Restaurant Review: Mondays, Kingsland

Jesse Mulligan is thankful for small mercies, but that’s not enough at Mondays in Kingsland


The salmon carpaccio at Mondays. Picture / Babiche Martens

Cuisine: Whole food
Address: 503b New North Rd, Kingsland
Contact: (09) 849 7693, Mondayswholefoods.com
Bookings accepted
Drinks: Fully licensed
From the menu: Crepes $16, chicken skewer $15, nectarine salad $15, salmon carpaccio $17, jackfruit taco $8, brownie $7, vegan cheesecake $7.50
Rating: 5.5/10

Mondays is a restaurant with great promise, but right now it’s a cafe doing evening service badly. The food tastes good, but the staff act as if they’re not at all bothered if you eat here or not.

The website promises the restaurant will be open “until late”, but despite several of us still eating, the waiter was closing curtains and putting stools on tables by 8.30pm. He was very focused on getting those stools just right; meanwhile various customers got sick of waiting for table service, eventually getting up to grab things for themselves.

Occasionally another staff member would pass through to deliver something from the kitchen, but she was pretty determined to keep her eyes straight ahead in case another table should try and enlist her help. This meant that if you wanted a drink you had to shout “CAN I GET A DRINK?” which is a behaviour specifically listed on the Ministry of Health website under Signs You Have an Alcohol Problem.

The menu is half-vegan and almost entirely gluten-free, and I couldn’t help thinking how well this concept would be executed in California. You would walk in the door and every employee in the room would look up with gratitude that you’d decided to visit. Somebody would show you to a table, pour you some water and hand you a menu before disappearing to apply some of your favourite perfume to their nape.

At Mondays my wife arrived for dinner and they said “okay”. And then she asked where in particular she should sit and the guy said “what?”, like that was a stupid and confusing question for a customer to ask a restaurant manager.

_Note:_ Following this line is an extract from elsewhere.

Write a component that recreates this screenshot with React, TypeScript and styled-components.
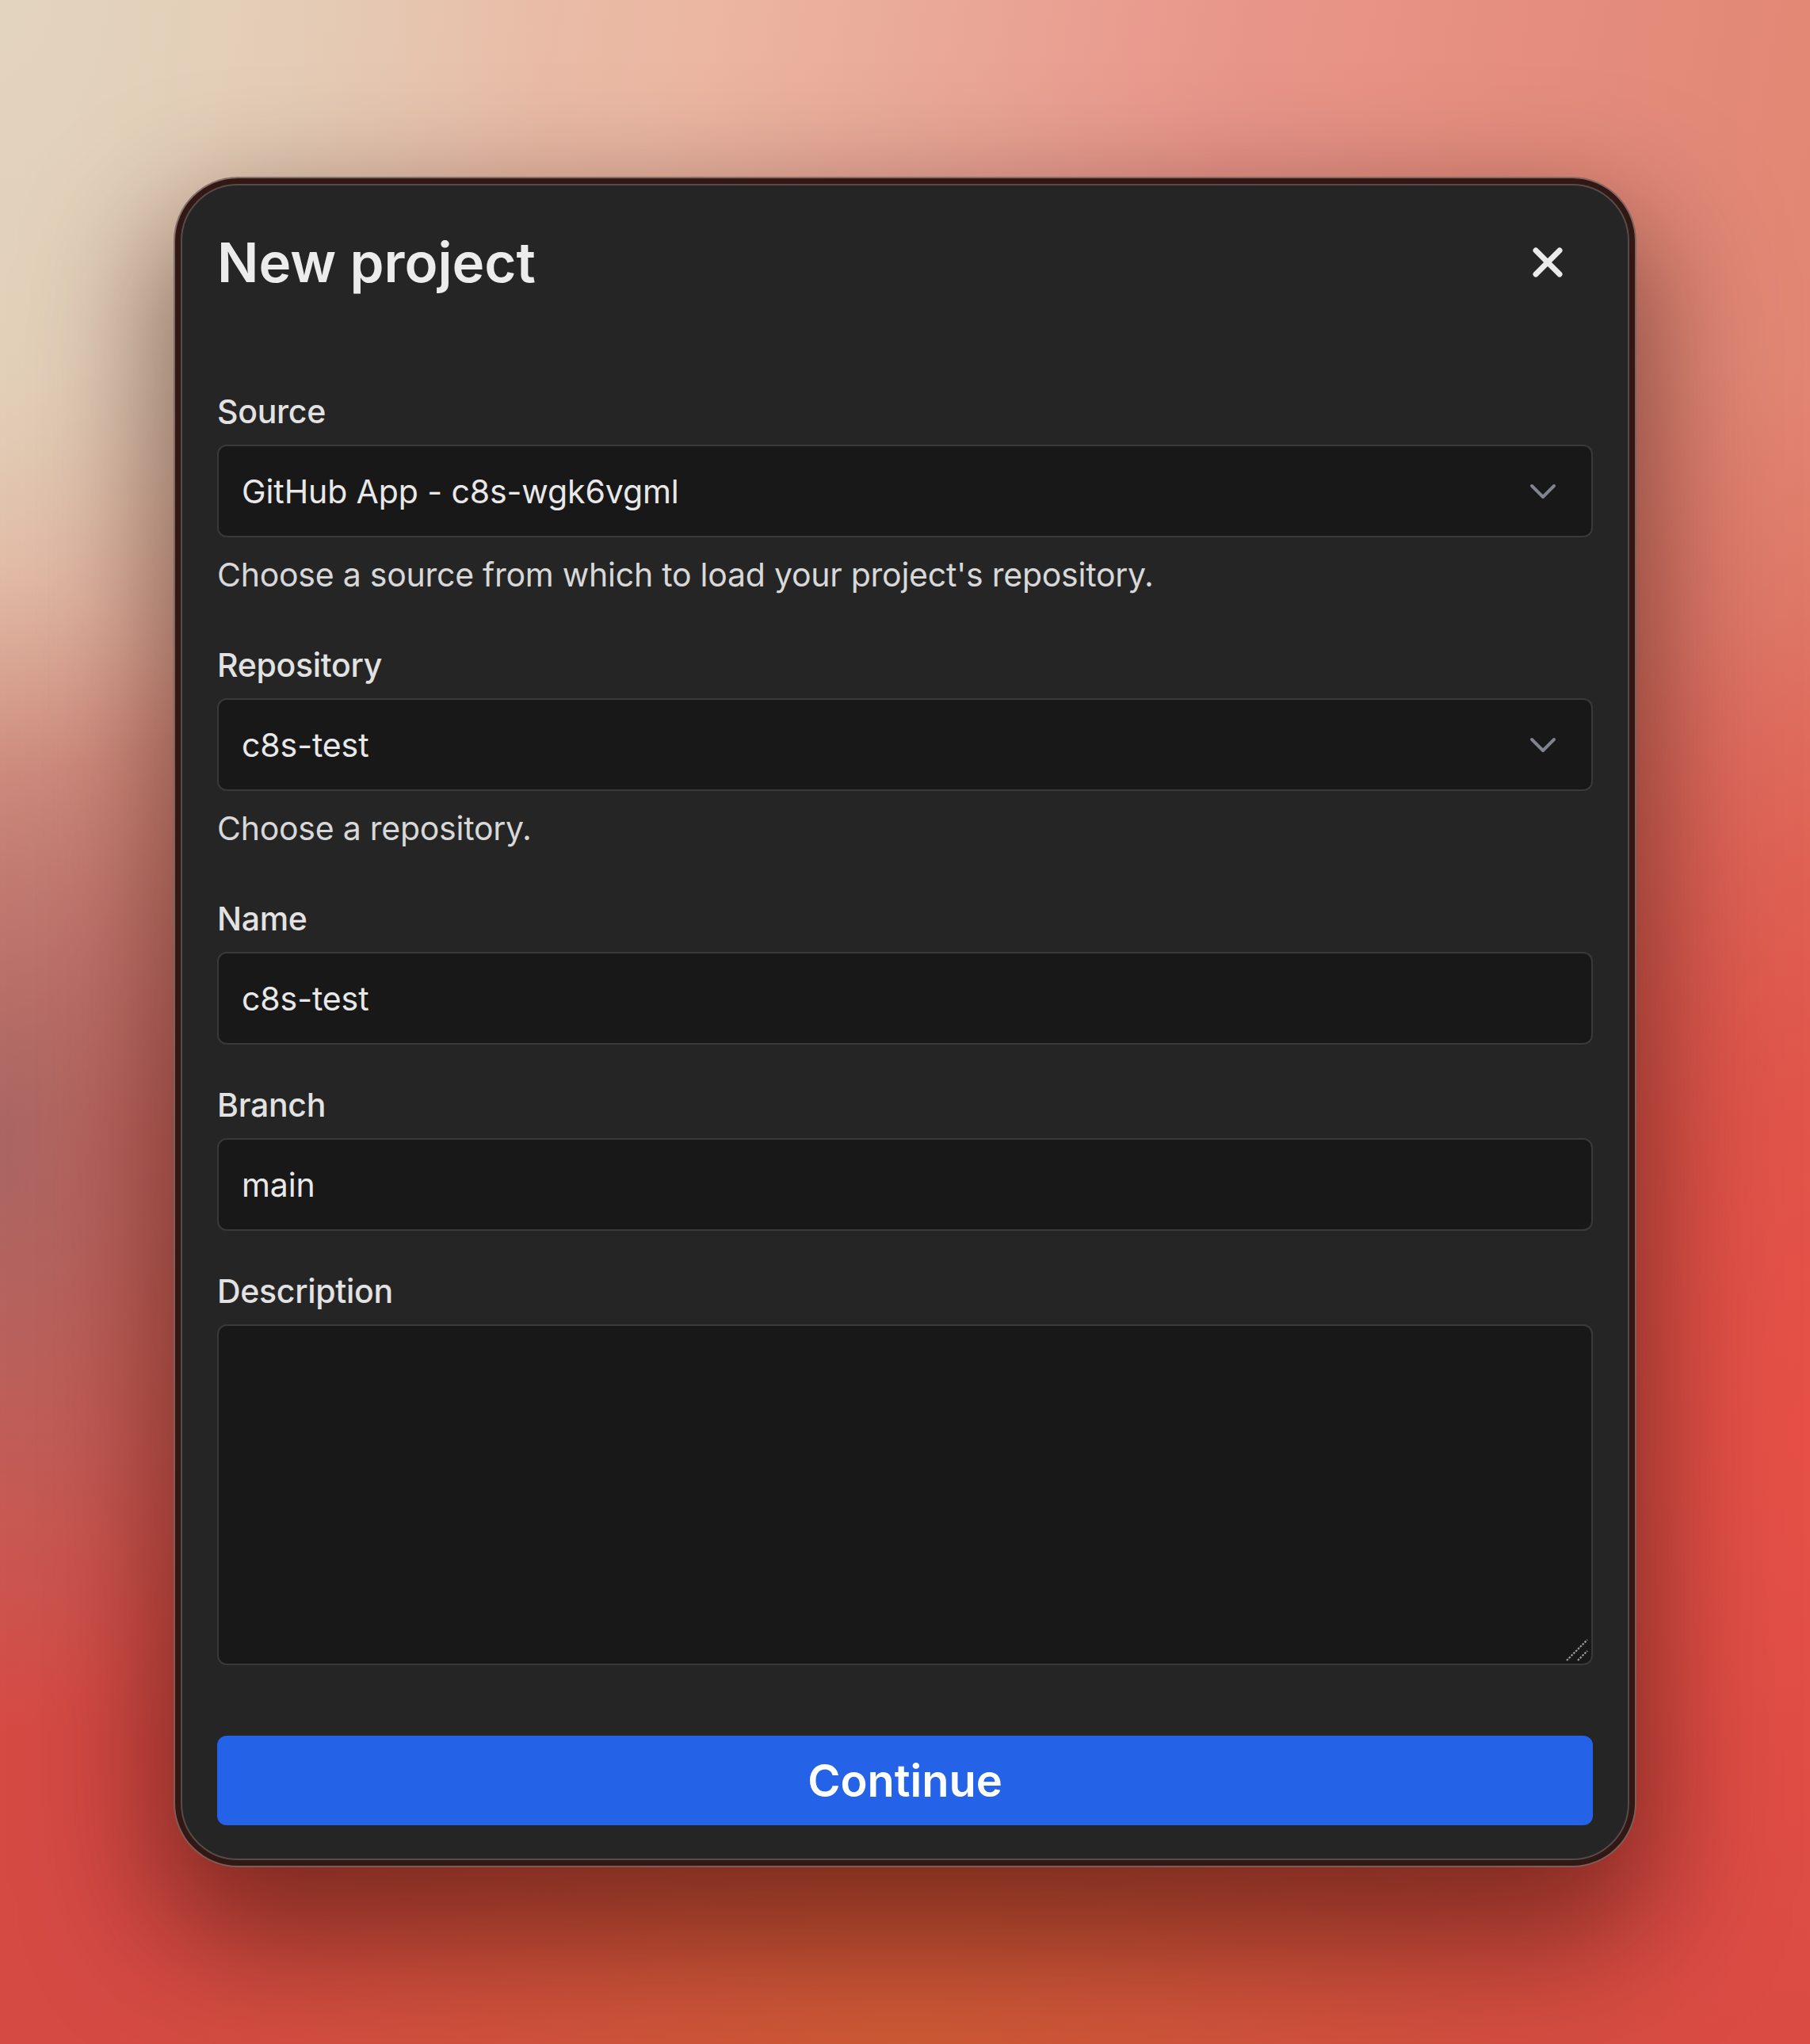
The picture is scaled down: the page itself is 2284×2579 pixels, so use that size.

She eventually chose somewhere herself, electing to sit some distance from a table covered in dirty plates, which remained uncleared for some time. It’s possible the guy eventually removed the dishes only to make room for one of his stools.

Picture / Babiche Martens

The menu reads beautifully, a poetic journey through the produce of autumn, with ripe fruit scattered among savoury dishes with a confidence and naturality that pineapple-on-pizza will never achieve. We ordered some jackfruit tacos, a nectarine salad and salmon with orange and dill, plus crepes with curried vegetables and chermoula chicken skewers.

They’ve also done well with the wine list, offering a selection of organic and biodynamic wines that work well with the wholefood menu. The pours seemed a little mean to me, though this might have been an illusion caused by the stemless tumblers. We certainly got through them fairly quickly, and were again shouting “CAN I GET A DRINK?” before the first courses had even arrived.

The inside area is famously small but they’ve done a great job of transforming the courtyard into a weather-proof, even romantic environment in which to eat your dinner. There was no music when we visited, which may be a licensing thing although, given the daily noise residents must get from live bands and pub crowds, it’s hard to imagine they’d object too strenuously to a bunch of coeliacs chilling to Regina Spektor.

The food is tasty but, I have to say, ugly. The late summer harvest is full of oranges, purples and reds, but the dishes we were served fell somewhere in the spectrum between beige and light green, the food often slopped on to the plate like it was rush hour at the Hare Krishna buffet.

One of the crepes was burnt so badly I couldn’t believe they’d sent it out with a straight face. The chicken skewers could have used a little of that charring - skinless and pale, the meat reminded me of the early microwave era, when we were so impressed with the technology we’d just put a chicken breast in for four minutes and eat it like that.

The jackfruit taco at Mondays. Picture / Babiche Martens

Crepes aside, the coconut vege curry was full-flavoured, complex with a nice big chilli hit. Those nectarines worked very well in the salad, standing firm but not too sweet against the feta and walnut scattered through the lightly dressed spinach leaves.

The tacos were best of all, with guacamole adding creamy heft to a sloppy but delicious combination of chipotle and chimichurri. Spice heat works so well with this sort of food, giving it a sort of palate-challenging naughtiness you sometimes miss when meat is absent.

For dessert you can choose between menu options or a range of sweets at the counter. We spotted a couple of things we liked the look of, but nobody took our order so we paid our bill and took them away instead.

So nobody was rude or spat in our food, and much of the above would be forgivable in a cafe. But this is Auckland in 2017. Given that it’s up against dozens of excellent restaurants, including a handful within walking distance, Mondays needs to lift its game if it wants to be taken seriously.